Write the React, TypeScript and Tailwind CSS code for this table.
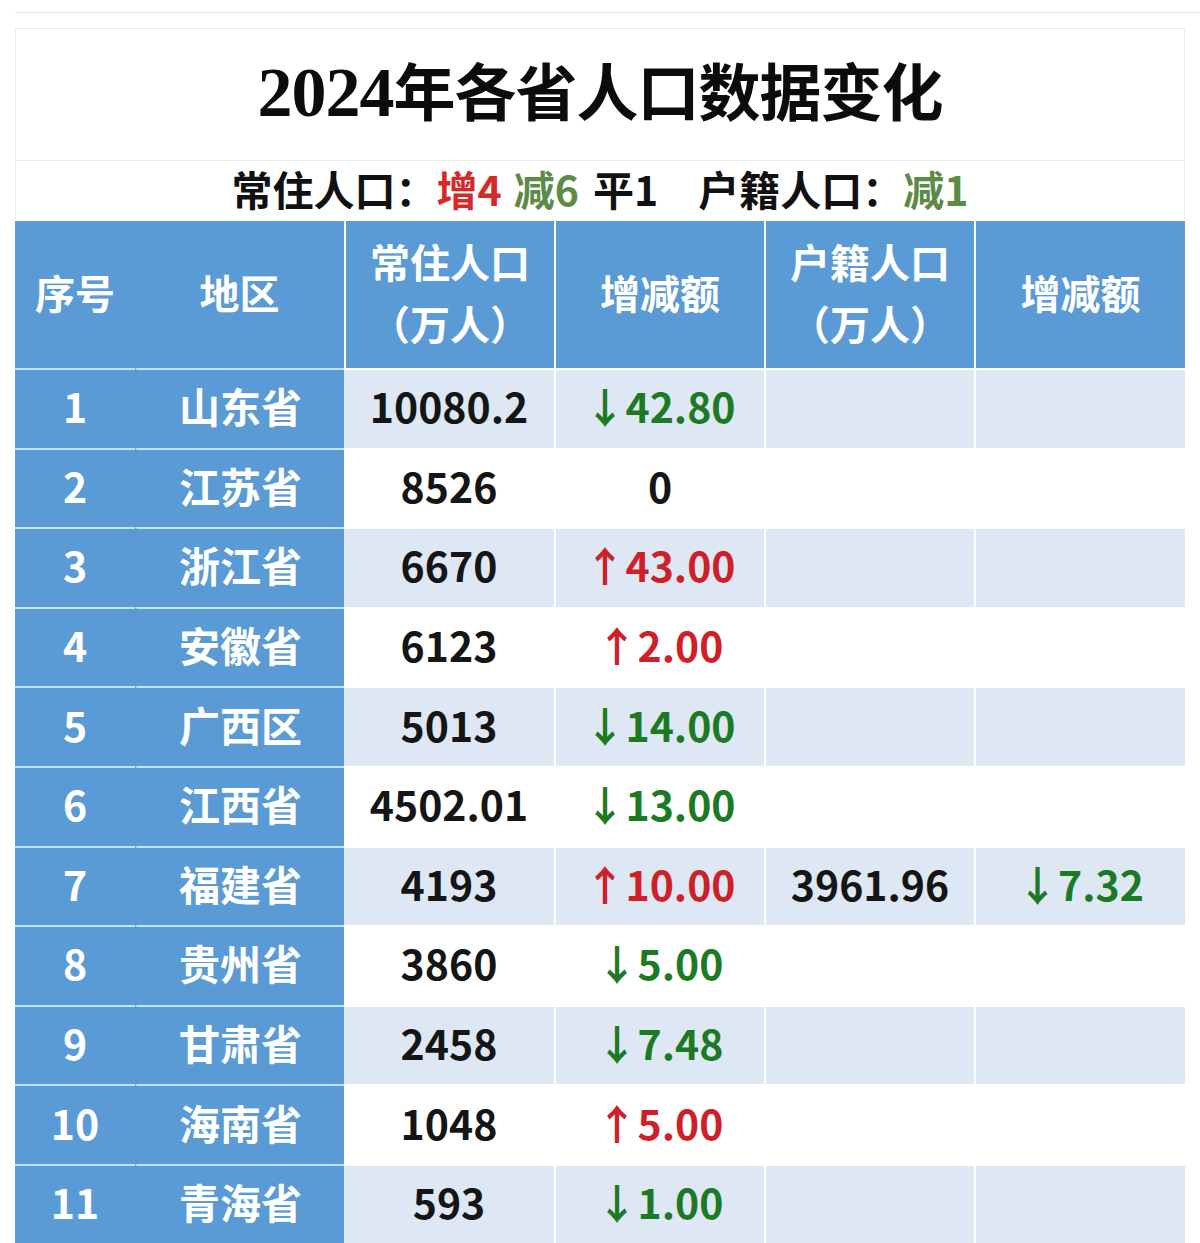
type Delta = { dir: "up" | "down" | "none"; value: string };

type Row = {
  no: number;
  region: string;
  resident: string;
  residentDelta: Delta;
  household?: string;
  householdDelta?: Delta;
};

const rows: Row[] = [
  { no: 1, region: "山东省", resident: "10080.2", residentDelta: { dir: "down", value: "42.80" } },
  { no: 2, region: "江苏省", resident: "8526", residentDelta: { dir: "none", value: "0" } },
  { no: 3, region: "浙江省", resident: "6670", residentDelta: { dir: "up", value: "43.00" } },
  { no: 4, region: "安徽省", resident: "6123", residentDelta: { dir: "up", value: "2.00" } },
  { no: 5, region: "广西区", resident: "5013", residentDelta: { dir: "down", value: "14.00" } },
  { no: 6, region: "江西省", resident: "4502.01", residentDelta: { dir: "down", value: "13.00" } },
  {
    no: 7,
    region: "福建省",
    resident: "4193",
    residentDelta: { dir: "up", value: "10.00" },
    household: "3961.96",
    householdDelta: { dir: "down", value: "7.32" },
  },
  { no: 8, region: "贵州省", resident: "3860", residentDelta: { dir: "down", value: "5.00" } },
  { no: 9, region: "甘肃省", resident: "2458", residentDelta: { dir: "down", value: "7.48" } },
  { no: 10, region: "海南省", resident: "1048", residentDelta: { dir: "up", value: "5.00" } },
  { no: 11, region: "青海省", resident: "593", residentDelta: { dir: "down", value: "1.00" } },
];

const gridCols = "grid grid-cols-[120px_209px_210px_210px_210px_211px]";

const DeltaText = ({ delta }: { delta?: Delta }) => {
  if (!delta) return null;
  if (delta.dir === "none") return <span className="text-[#151515]">{delta.value}</span>;
  const up = delta.dir === "up";
  return (
    <span className={up ? "text-[#cf1f28]" : "text-[#1d7a24]"}>
      {up ? "↑" : "↓"}
      {delta.value}
    </span>
  );
};

const App = () => {
  return (
    <div
      className="w-[1200px] h-[1243px] overflow-hidden bg-white"
      style={{ fontFamily: '"Noto Sans CJK SC", "Noto Sans", sans-serif' }}
    >
      <div className="ml-[15px] mt-[12px] h-px bg-[#e4e4e4]" />

      <div className="ml-[15px] mt-[15px] w-[1170px]">
        {/* title box */}
        <div className="border border-[#ececec] border-b-0">
          <div className="h-[132px] flex items-center justify-center border-b border-[#ececec] pb-[4px]">
            <h1
              className="font-bold text-[62px] leading-none text-[#0c0c0c] tracking-[-1px]"
              style={{ fontFamily: '"Liberation Serif", "Noto Sans CJK SC", serif' }}
            >
              <span className="text-[70px]">2024</span>年各省人口数据变化
            </h1>
          </div>
          <div className="h-[58px] flex items-center justify-center text-[41px] font-bold leading-none text-[#111] pb-[4px]">
            <span>常住人口：</span>
            <span className="text-[#d42a2a]">增4</span>
            <span className="ml-[12px] text-[#5c8b45]">减6</span>
            <span className="ml-[14px]">平1</span>
            <span className="ml-[40px]">户籍人口：</span>
            <span className="text-[#5c8b45]">减1</span>
          </div>
        </div>

        {/* table */}
        <div className="mt-[2px] font-bold">
          <div className={`${gridCols} h-[147px] bg-[#5b9bd5] text-white text-[40px]`}>
            <div className="flex items-center justify-center pb-[6px]">序号</div>
            <div className="flex items-center justify-center pb-[6px]">地区</div>
            <div className="flex flex-col items-center justify-center border-l-2 border-white leading-[62px] pb-[6px]">
              <span>常住人口</span>
              <span>（万人）</span>
            </div>
            <div className="flex items-center justify-center border-l-2 border-white pb-[6px]">增减额</div>
            <div className="flex flex-col items-center justify-center border-l-2 border-white leading-[62px] pb-[6px]">
              <span>户籍人口</span>
              <span>（万人）</span>
            </div>
            <div className="flex items-center justify-center border-l-2 border-white pb-[6px]">增减额</div>
          </div>

          {rows.map((r) => {
            const light = r.no % 2 === 1;
            const cellBg = light ? "bg-[#dde8f4]" : "bg-white";
            return (
              <div key={r.no} className={`${gridCols} h-[79.6px] text-[41px] leading-none`}>
                <div className="flex items-center justify-center pb-[6px] bg-[#5b9bd5] text-white border-t-2 border-[#bde5f7]">
                  {r.no}
                </div>
                <div className="flex items-center justify-center pb-[6px] bg-[#5b9bd5] text-white border-t-2 border-l-2 border-t-[#bde5f7] border-l-[#5b9bd5]">
                  {r.region}
                </div>
                <div className={`flex items-center justify-center pb-[6px] text-[#151515] border-t-2 border-white ${cellBg}`}>
                  {r.resident}
                </div>
                <div className={`flex items-center justify-center pb-[6px] border-t-2 border-l-2 border-white ${cellBg}`}>
                  <DeltaText delta={r.residentDelta} />
                </div>
                <div className={`flex items-center justify-center pb-[6px] text-[#151515] border-t-2 border-l-2 border-white ${cellBg}`}>
                  {r.household}
                </div>
                <div className={`flex items-center justify-center pb-[6px] border-t-2 border-l-2 border-white ${cellBg}`}>
                  <DeltaText delta={r.householdDelta} />
                </div>
              </div>
            );
          })}
        </div>
      </div>
    </div>
  );
};

export default App;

* * * * * * * * *

* _THE PROBLEM_:
Each line of the material must be retyped exactly, except that images are omitted.

* _ANSWER TO THIS PROBLEM_:
Write the React, TypeScript and Tailwind CSS code for this table.
type Delta = { dir: "up" | "down" | "none"; value: string };

type Row = {
  no: number;
  region: string;
  resident: string;
  residentDelta: Delta;
  household?: string;
  householdDelta?: Delta;
};

const rows: Row[] = [
  { no: 1, region: "山东省", resident: "10080.2", residentDelta: { dir: "down", value: "42.80" } },
  { no: 2, region: "江苏省", resident: "8526", residentDelta: { dir: "none", value: "0" } },
  { no: 3, region: "浙江省", resident: "6670", residentDelta: { dir: "up", value: "43.00" } },
  { no: 4, region: "安徽省", resident: "6123", residentDelta: { dir: "up", value: "2.00" } },
  { no: 5, region: "广西区", resident: "5013", residentDelta: { dir: "down", value: "14.00" } },
  { no: 6, region: "江西省", resident: "4502.01", residentDelta: { dir: "down", value: "13.00" } },
  {
    no: 7,
    region: "福建省",
    resident: "4193",
    residentDelta: { dir: "up", value: "10.00" },
    household: "3961.96",
    householdDelta: { dir: "down", value: "7.32" },
  },
  { no: 8, region: "贵州省", resident: "3860", residentDelta: { dir: "down", value: "5.00" } },
  { no: 9, region: "甘肃省", resident: "2458", residentDelta: { dir: "down", value: "7.48" } },
  { no: 10, region: "海南省", resident: "1048", residentDelta: { dir: "up", value: "5.00" } },
  { no: 11, region: "青海省", resident: "593", residentDelta: { dir: "down", value: "1.00" } },
];

const gridCols = "grid grid-cols-[120px_209px_210px_210px_210px_211px]";

const DeltaText = ({ delta }: { delta?: Delta }) => {
  if (!delta) return null;
  if (delta.dir === "none") return <span className="text-[#151515]">{delta.value}</span>;
  const up = delta.dir === "up";
  return (
    <span className={up ? "text-[#cf1f28]" : "text-[#1d7a24]"}>
      {up ? "↑" : "↓"}
      {delta.value}
    </span>
  );
};

const App = () => {
  return (
    <div
      className="w-[1200px] h-[1243px] overflow-hidden bg-white"
      style={{ fontFamily: '"Noto Sans CJK SC", "Noto Sans", sans-serif' }}
    >
      <div className="ml-[15px] mt-[12px] h-px bg-[#e4e4e4]" />

      <div className="ml-[15px] mt-[15px] w-[1170px]">
        {/* title box */}
        <div className="border border-[#ececec] border-b-0">
          <div className="h-[132px] flex items-center justify-center border-b border-[#ececec] pb-[4px]">
            <h1
              className="font-bold text-[62px] leading-none text-[#0c0c0c] tracking-[-1px]"
              style={{ fontFamily: '"Liberation Serif", "Noto Sans CJK SC", serif' }}
            >
              <span className="text-[70px]">2024</span>年各省人口数据变化
            </h1>
          </div>
          <div className="h-[58px] flex items-center justify-center text-[41px] font-bold leading-none text-[#111] pb-[4px]">
            <span>常住人口：</span>
            <span className="text-[#d42a2a]">增4</span>
            <span className="ml-[12px] text-[#5c8b45]">减6</span>
            <span className="ml-[14px]">平1</span>
            <span className="ml-[40px]">户籍人口：</span>
            <span className="text-[#5c8b45]">减1</span>
          </div>
        </div>

        {/* table */}
        <div className="mt-[2px] font-bold">
          <div className={`${gridCols} h-[147px] bg-[#5b9bd5] text-white text-[40px]`}>
            <div className="flex items-center justify-center pb-[6px]">序号</div>
            <div className="flex items-center justify-center pb-[6px]">地区</div>
            <div className="flex flex-col items-center justify-center border-l-2 border-white leading-[62px] pb-[6px]">
              <span>常住人口</span>
              <span>（万人）</span>
            </div>
            <div className="flex items-center justify-center border-l-2 border-white pb-[6px]">增减额</div>
            <div className="flex flex-col items-center justify-center border-l-2 border-white leading-[62px] pb-[6px]">
              <span>户籍人口</span>
              <span>（万人）</span>
            </div>
            <div className="flex items-center justify-center border-l-2 border-white pb-[6px]">增减额</div>
          </div>

          {rows.map((r) => {
            const light = r.no % 2 === 1;
            const cellBg = light ? "bg-[#dde8f4]" : "bg-white";
            return (
              <div key={r.no} className={`${gridCols} h-[79.6px] text-[41px] leading-none`}>
                <div className="flex items-center justify-center pb-[6px] bg-[#5b9bd5] text-white border-t-2 border-[#bde5f7]">
                  {r.no}
                </div>
                <div className="flex items-center justify-center pb-[6px] bg-[#5b9bd5] text-white border-t-2 border-l-2 border-t-[#bde5f7] border-l-[#5b9bd5]">
                  {r.region}
                </div>
                <div className={`flex items-center justify-center pb-[6px] text-[#151515] border-t-2 border-white ${cellBg}`}>
                  {r.resident}
                </div>
                <div className={`flex items-center justify-center pb-[6px] border-t-2 border-l-2 border-white ${cellBg}`}>
                  <DeltaText delta={r.residentDelta} />
                </div>
                <div className={`flex items-center justify-center pb-[6px] text-[#151515] border-t-2 border-l-2 border-white ${cellBg}`}>
                  {r.household}
                </div>
                <div className={`flex items-center justify-center pb-[6px] border-t-2 border-l-2 border-white ${cellBg}`}>
                  <DeltaText delta={r.householdDelta} />
                </div>
              </div>
            );
          })}
        </div>
      </div>
    </div>
  );
};

export default App;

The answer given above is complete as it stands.